COVID-19 Risk Moved to Orange

davidwicaiBlog, COVID19, Telework

Gov. Gary Herbert has announced that Utah will slightly turn the dial from Red (high risk) to Orange (moderate risk) on Friday. The move signals the hopeful beginning of normalcy.

As explained in Utah Leads Together 2.0, this is the beginning of stabilization. The goal of the plan is to manage the risk of COVID-19 to avoid overwhelming the healthcare system and find balance between physical and economic health. 

There are a few small differences between Red and Orange in the plan, with the overall goal to protect high-risk individuals, including those over the age of 65 and those with underlying conditions such as respiratory issues, cardiovascular issues, cancer patients, and diabetes.

As an agency, we should continue to work remotely wherever possible. For anybody who does want to return to an office, please monitor for symptoms of COVID-19 and always take extreme caution. If any of our services are opening to the public, please take every precaution possible to protect employees and customers. Everyone should wear masks, including customers, and always practice social distancing.

Also, the Centers for Diseases Control is recommending that groups of more than 20 people should not gather, and groups under 20 should be family or close friends.
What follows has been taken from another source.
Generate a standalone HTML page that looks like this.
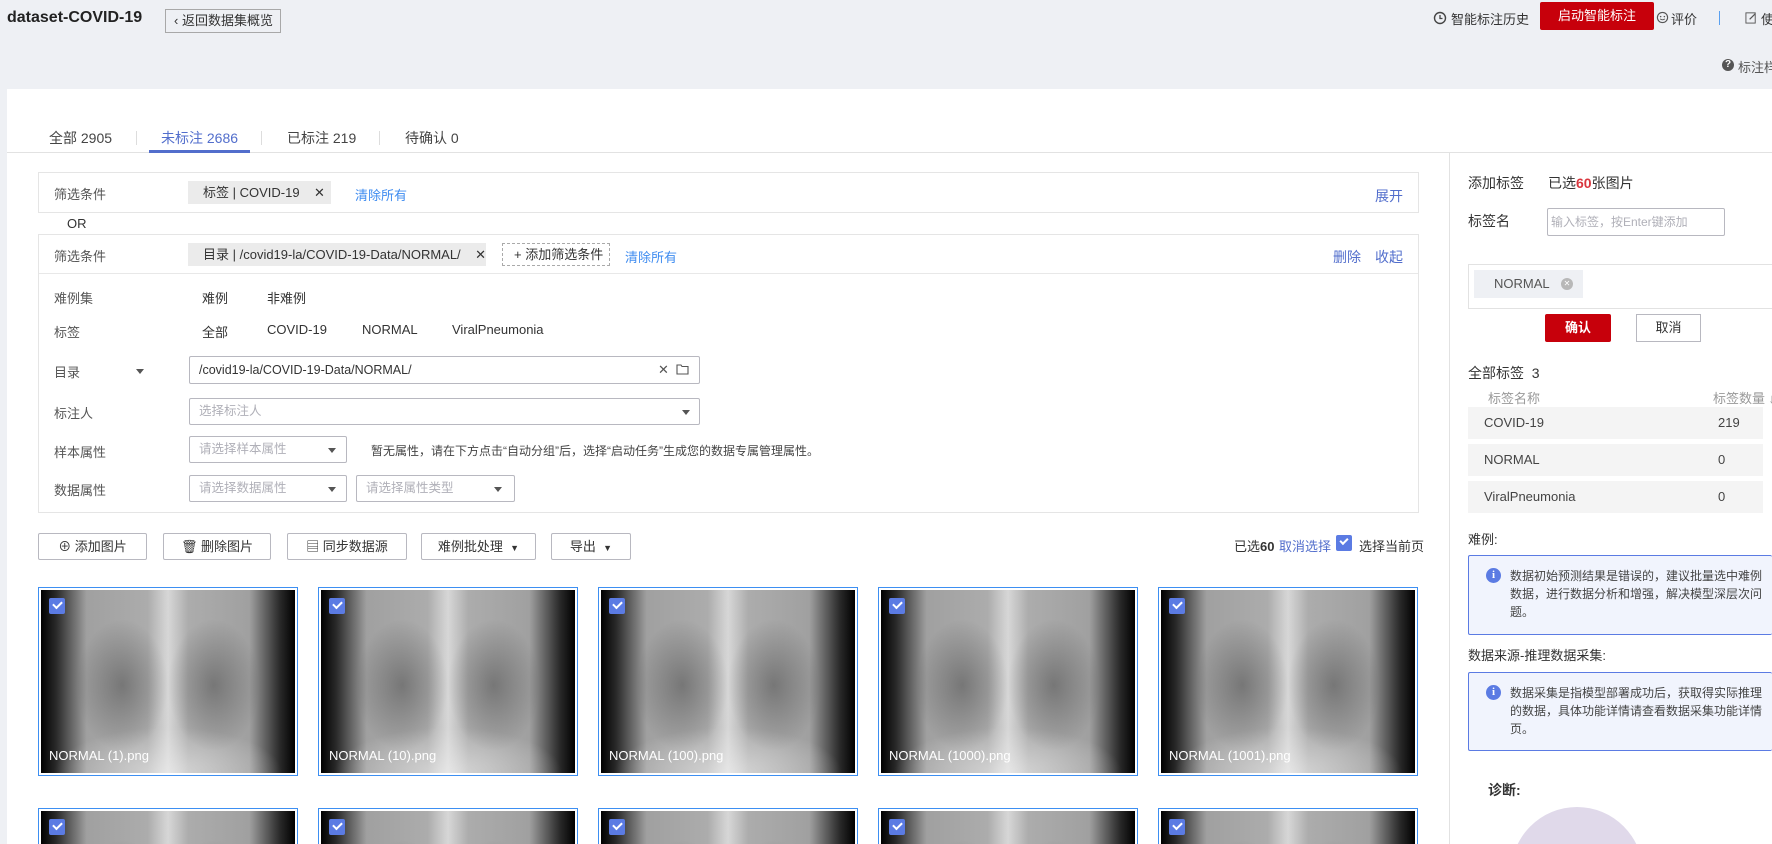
<!DOCTYPE html>
<html><head><meta charset="utf-8"><style>
*{box-sizing:border-box;margin:0;padding:0}
html,body{width:1772px;height:844px;overflow:hidden}
body{background:#eef0f4;font-family:"Liberation Sans","Noto Sans CJK SC",sans-serif;font-size:13px;color:#333;position:relative}
.a{position:absolute;white-space:nowrap}
.blue{color:#3f8cf0}
.tb{color:#526ecc}
.box{position:absolute;border:1px solid #e5e5e5;background:#fff}
.inp{position:absolute;border:1px solid #b8b8c0;border-radius:2px;background:#fff;color:#b0b0b8;padding-left:9px;font-size:12.5px}
.tri{position:absolute;width:0;height:0;border-left:4px solid transparent;border-right:4px solid transparent;border-top:5px solid #555}
.btn{position:absolute;border:1px solid #b8b8c0;border-radius:2px;background:#fff;text-align:center;line-height:25px;font-size:13px;color:#333}
.card{position:absolute;width:260px;height:189px;border:1px solid #3d8ff2;padding:2px;background:#fff;overflow:hidden}
.card.r2{height:36px;border-bottom:none;padding-bottom:0}
.img{width:100%;height:183px;position:relative;background:
radial-gradient(ellipse 18% 36% at 32% 52%,rgba(60,60,60,.45),rgba(60,60,60,0) 100%),
radial-gradient(ellipse 18% 36% at 68% 52%,rgba(60,60,60,.45),rgba(60,60,60,0) 100%),
linear-gradient(90deg,rgba(255,255,255,0) 42%,rgba(240,240,240,.6) 50%,rgba(255,255,255,0) 58%),
radial-gradient(ellipse 45% 25% at 50% 100%,rgba(225,225,225,.8),rgba(225,225,225,0)),
linear-gradient(90deg,#000 0%,#2a2a2a 6%,#a0a0a0 18%,#b0b0b0 50%,#a0a0a0 82%,#2a2a2a 94%,#000 100%)}
.chk{position:absolute;left:8px;top:8px;width:16px;height:16px;background:#5b7be3;border-radius:2px}
.chk:after{content:"";position:absolute;left:4px;top:3px;width:7px;height:4px;border-left:2px solid #fff;border-bottom:2px solid #fff;transform:rotate(-45deg)}
.fn{position:absolute;left:8px;bottom:10px;color:#fff;font-size:13px}
.row{position:absolute;left:1468px;width:295px;height:32px;background:#f4f4f4;line-height:32px;font-size:13px;color:#444}
.info{position:absolute;left:1468px;width:304px;border:1px solid #5b7be3;border-right:none;background:#f1f4fd;border-radius:2px;font-size:12px;color:#444;line-height:18px;padding:11px 0 0 41px;white-space:nowrap}
.ic{position:absolute;left:17px;top:12px;width:15px;height:15px;border-radius:50%;background:#5b7be3;color:#fff;font-size:11px;font-weight:bold;text-align:center;line-height:15px;font-family:"Liberation Serif",serif}
</style></head><body>
<div class="a" style="left:7px;top:9px;font-size:16px;font-weight:bold;color:#222">dataset-COVID-19</div>
<div class="a" style="left:165px;top:9px;width:116px;height:24px;border:1px solid #a8a8a8;line-height:22px;font-size:13px;padding-left:8px;color:#333">‹ 返回数据集概览</div>
<svg class="a" style="left:1433px;top:11px" width="14" height="14" viewBox="0 0 14 14"><circle cx="7" cy="7" r="5.5" fill="none" stroke="#444" stroke-width="1.4"/><path d="M7 4v3.5h2.5" fill="none" stroke="#444" stroke-width="1.3"/></svg>
<div class="a" style="left:1451px;top:9px;font-size:13px">智能标注历史</div>
<div class="a" style="left:1540px;top:2px;width:114px;height:28px;background:#c7000b;color:#fff;text-align:center;line-height:28px;font-size:13px;border-radius:2px">启动智能标注</div>
<svg class="a" style="left:1656px;top:11px" width="13" height="13" viewBox="0 0 14 14"><circle cx="7" cy="7" r="5.5" fill="none" stroke="#555" stroke-width="1.2"/><circle cx="5" cy="6" r=".8" fill="#555"/><circle cx="9" cy="6" r=".8" fill="#555"/><path d="M4.5 8.5q2.5 2 5 0" fill="none" stroke="#555"/></svg>
<div class="a" style="left:1671px;top:9px">评价</div>
<div class="a" style="left:1719px;top:11px;width:1px;height:14px;background:#59a0f0"></div>
<svg class="a" style="left:1745px;top:11px" width="13" height="13" viewBox="0 0 14 14"><rect x="1" y="2" width="10" height="11" fill="none" stroke="#555"/><path d="M5 9l6-6" stroke="#555" stroke-width="1.3"/></svg>
<div class="a" style="left:1761px;top:9px">使</div>
<div class="a" style="left:1722px;top:59px;width:12px;height:12px;border-radius:50%;background:#555;color:#fff;font-size:10px;text-align:center;line-height:12px;font-weight:bold">?</div>
<div class="a" style="left:1738px;top:57px;color:#555">标注样</div>

<div class="a" style="left:7px;top:89px;width:1765px;height:755px;background:#fff"></div>
<div class="a" style="left:7px;top:152px;width:1765px;height:1px;background:#e2e2e2"></div>
<div class="a" style="left:49px;top:128px;font-size:14px;color:#444">全部 2905</div>
<div class="a" style="left:136px;top:131px;width:1px;height:14px;background:#ddd"></div>
<div class="a tb" style="left:161px;top:128px;font-size:14px">未标注 2686</div>
<div class="a" style="left:149px;top:150px;width:101px;height:3px;background:#526ecc"></div>
<div class="a" style="left:261px;top:131px;width:1px;height:14px;background:#ddd"></div>
<div class="a" style="left:287px;top:128px;font-size:14px;color:#444">已标注 219</div>
<div class="a" style="left:379px;top:131px;width:1px;height:14px;background:#ddd"></div>
<div class="a" style="left:405px;top:128px;font-size:14px;color:#444">待确认 0</div>

<div class="box" style="left:38px;top:172px;width:1381px;height:41px"></div>
<div class="a" style="left:54px;top:184px;color:#555">筛选条件</div>
<div class="a" style="left:188px;top:181px;width:143px;height:23px;background:#ebebeb;line-height:23px;padding-left:15px">标签 | COVID-19 &nbsp;&nbsp;&nbsp;✕</div>
<div class="a blue" style="left:355px;top:185px">清除所有</div>
<div class="a tb" style="left:1375px;top:186px;font-size:14px">展开</div>
<div class="a" style="left:67px;top:216px">OR</div>

<div class="box" style="left:38px;top:234px;width:1381px;height:279px"></div>
<div class="a" style="left:39px;top:273px;width:1379px;height:1px;background:#e8e8e8"></div>
<div class="a" style="left:54px;top:246px;color:#555">筛选条件</div>
<div class="a" style="left:188px;top:243px;width:298px;height:23px;background:#ebebeb;line-height:23px;padding-left:15px">目录 | /covid19-la/COVID-19-Data/NORMAL/ &nbsp;&nbsp;&nbsp;✕</div>
<div class="a" style="left:502px;top:243px;width:108px;height:23px;border:1px dashed #aaa;line-height:21px;padding-left:11px">+ 添加筛选条件</div>
<div class="a blue" style="left:625px;top:247px">清除所有</div>
<div class="a tb" style="left:1333px;top:247px;font-size:14px">删除</div>
<div class="a tb" style="left:1375px;top:247px;font-size:14px">收起</div>

<div class="a" style="left:54px;top:288px;color:#555">难例集</div>
<div class="a" style="left:202px;top:288px">难例</div>
<div class="a" style="left:267px;top:288px">非难例</div>
<div class="a" style="left:54px;top:322px;color:#555">标签</div>
<div class="a" style="left:202px;top:322px">全部</div>
<div class="a" style="left:267px;top:322px">COVID-19</div>
<div class="a" style="left:362px;top:322px">NORMAL</div>
<div class="a" style="left:452px;top:322px">ViralPneumonia</div>
<div class="a" style="left:54px;top:362px;color:#555">目录</div>
<div class="tri" style="left:136px;top:369px"></div>
<div class="inp" style="left:189px;top:356px;width:511px;height:28px;line-height:26px;color:#333">/covid19-la/COVID-19-Data/NORMAL/</div>
<div class="a" style="left:658px;top:362px;color:#555">✕</div>
<svg class="a" style="left:676px;top:363px" width="13" height="12" viewBox="0 0 13 12"><path d="M1 2h4l1 1.5h6V11H1z" fill="none" stroke="#555" stroke-width="1.1"/></svg>
<div class="a" style="left:54px;top:403px;color:#555">标注人</div>
<div class="inp" style="left:189px;top:398px;width:511px;height:27px;line-height:25px">选择标注人</div>
<div class="tri" style="left:682px;top:410px"></div>
<div class="a" style="left:54px;top:442px;color:#555">样本属性</div>
<div class="inp" style="left:189px;top:436px;width:158px;height:27px;line-height:25px">请选择样本属性</div>
<div class="tri" style="left:328px;top:448px"></div>
<div class="a" style="left:371px;top:442px;font-size:12px;color:#444">暂无属性，请在下方点击“自动分组”后，选择“启动任务”生成您的数据专属管理属性。</div>
<div class="a" style="left:54px;top:480px;color:#555">数据属性</div>
<div class="inp" style="left:189px;top:475px;width:158px;height:27px;line-height:25px">请选择数据属性</div>
<div class="tri" style="left:328px;top:487px"></div>
<div class="inp" style="left:356px;top:475px;width:159px;height:27px;line-height:25px">请选择属性类型</div>
<div class="tri" style="left:494px;top:487px"></div>

<div class="btn" style="left:38px;top:533px;width:109px;height:27px">⊕ 添加图片</div>
<div class="btn" style="left:163px;top:533px;width:108px;height:27px">🗑 删除图片</div>
<div class="btn" style="left:287px;top:533px;width:120px;height:27px">▤ 同步数据源</div>
<div class="btn" style="left:421px;top:533px;width:115px;height:27px">难例批处理 &nbsp;<span style="font-size:9px">▼</span></div>
<div class="btn" style="left:551px;top:533px;width:80px;height:27px">导出 &nbsp;<span style="font-size:9px">▼</span></div>
<div class="a" style="left:1234px;top:536px">已选<b>60</b></div>
<div class="a" style="left:1279px;top:536px;color:#526ecc">取消选择</div>
<div class="a" style="left:1336px;top:535px;width:16px;height:16px;background:#5b7be3;border-radius:2px"></div>
<div class="a" style="left:1340px;top:538px;width:8px;height:5px;border-left:2px solid #fff;border-bottom:2px solid #fff;transform:rotate(-45deg)"></div>
<div class="a" style="left:1359px;top:536px">选择当前页</div>

<div class="card" style="left:38px;top:587px"><div class="img"><div class="chk"></div><div class="fn">NORMAL (1).png</div></div></div>
<div class="card" style="left:318px;top:587px"><div class="img"><div class="chk"></div><div class="fn">NORMAL (10).png</div></div></div>
<div class="card" style="left:598px;top:587px"><div class="img"><div class="chk"></div><div class="fn">NORMAL (100).png</div></div></div>
<div class="card" style="left:878px;top:587px"><div class="img"><div class="chk"></div><div class="fn">NORMAL (1000).png</div></div></div>
<div class="card" style="left:1158px;top:587px"><div class="img"><div class="chk"></div><div class="fn">NORMAL (1001).png</div></div></div>
<div class="card r2" style="left:38px;top:808px"><div class="img"><div class="chk"></div></div></div>
<div class="card r2" style="left:318px;top:808px"><div class="img"><div class="chk"></div></div></div>
<div class="card r2" style="left:598px;top:808px"><div class="img"><div class="chk"></div></div></div>
<div class="card r2" style="left:878px;top:808px"><div class="img"><div class="chk"></div></div></div>
<div class="card r2" style="left:1158px;top:808px"><div class="img"><div class="chk"></div></div></div>

<div class="a" style="left:1449px;top:152px;width:1px;height:692px;background:#e2e2e2"></div>
<div class="a" style="left:1468px;top:173px;font-size:14px">添加标签</div>
<div class="a" style="left:1548px;top:173px;font-size:14px">已选<b style="color:#d9363e">60</b>张图片</div>
<div class="a" style="left:1468px;top:211px;font-size:14px">标签名</div>
<div class="inp" style="left:1547px;top:208px;width:178px;height:28px;line-height:26px;font-size:12px;padding-left:3px">输入标签，按Enter键添加</div>
<div class="a" style="left:1468px;top:264px;width:304px;height:45px;border:1px solid #e2e2e2;border-right:none"></div>
<div class="a" style="left:1474px;top:270px;width:109px;height:28px;background:#eef0f4;line-height:28px;padding-left:20px;color:#555">NORMAL</div>
<div class="a" style="left:1561px;top:278px;width:12px;height:12px;border-radius:50%;background:#b8b8b8;color:#fff;font-size:8px;text-align:center;line-height:12px">✕</div>
<div class="a" style="left:1545px;top:314px;width:66px;height:28px;background:#c7000b;color:#fff;text-align:center;line-height:28px;font-weight:bold;border-radius:2px">确认</div>
<div class="a" style="left:1636px;top:314px;width:65px;height:28px;border:1px solid #b8b8c0;text-align:center;line-height:26px">取消</div>
<div class="a" style="left:1468px;top:363px;font-size:14px">全部标签 &nbsp;3</div>
<div class="a" style="left:1488px;top:388px;color:#999">标签名称</div>
<div class="a" style="left:1713px;top:388px;color:#999">标签数量 ↓</div>
<div class="row" style="top:407px"><span style="position:absolute;left:16px">COVID-19</span><span style="position:absolute;left:250px">219</span></div>
<div class="row" style="top:444px"><span style="position:absolute;left:16px">NORMAL</span><span style="position:absolute;left:250px">0</span></div>
<div class="row" style="top:481px"><span style="position:absolute;left:16px">ViralPneumonia</span><span style="position:absolute;left:250px">0</span></div>
<div class="a" style="left:1468px;top:529px">难例:</div>
<div class="info" style="top:555px;height:80px"><div class="ic">i</div>数据初始预测结果是错误的，建议批量选中难例<br>数据，进行数据分析和增强，解决模型深层次问<br>题。</div>
<div class="a" style="left:1468px;top:645px">数据来源-推理数据采集:</div>
<div class="info" style="top:672px;height:79px"><div class="ic">i</div>数据采集是指模型部署成功后，获取得实际推理<br>的数据，具体功能详情请查看数据采集功能详情<br>页。</div>
<div class="a" style="left:1488px;top:780px;font-weight:bold;font-size:14px">诊断:</div>
<div class="a" style="left:1511px;top:807px;width:132px;height:37px;overflow:hidden"><div style="width:132px;height:132px;border-radius:50%;background:#e0d9ea"></div></div>
</body></html>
Social distancing rules still apply and have not changed between red and orange. 

This order will open restaurant dining rooms, salons, and other businesses that can meet the social distancing guidelines and everyone wears a mask.

Overall, the trends are optimistic. Utah is testing more than 5,000 people daily and infection rates are under 5 percent. Hospital beds and resources are not being stretched. 

It was emphasized that this shift to Orange is happening because of the vigilance of Utahns. Everyone needs to continue to wash hands, social distance, and wear masks. The state will continue to adjust the dial based on their data, and local jurisdictions can also make their own adjustments in coordination with state health officials.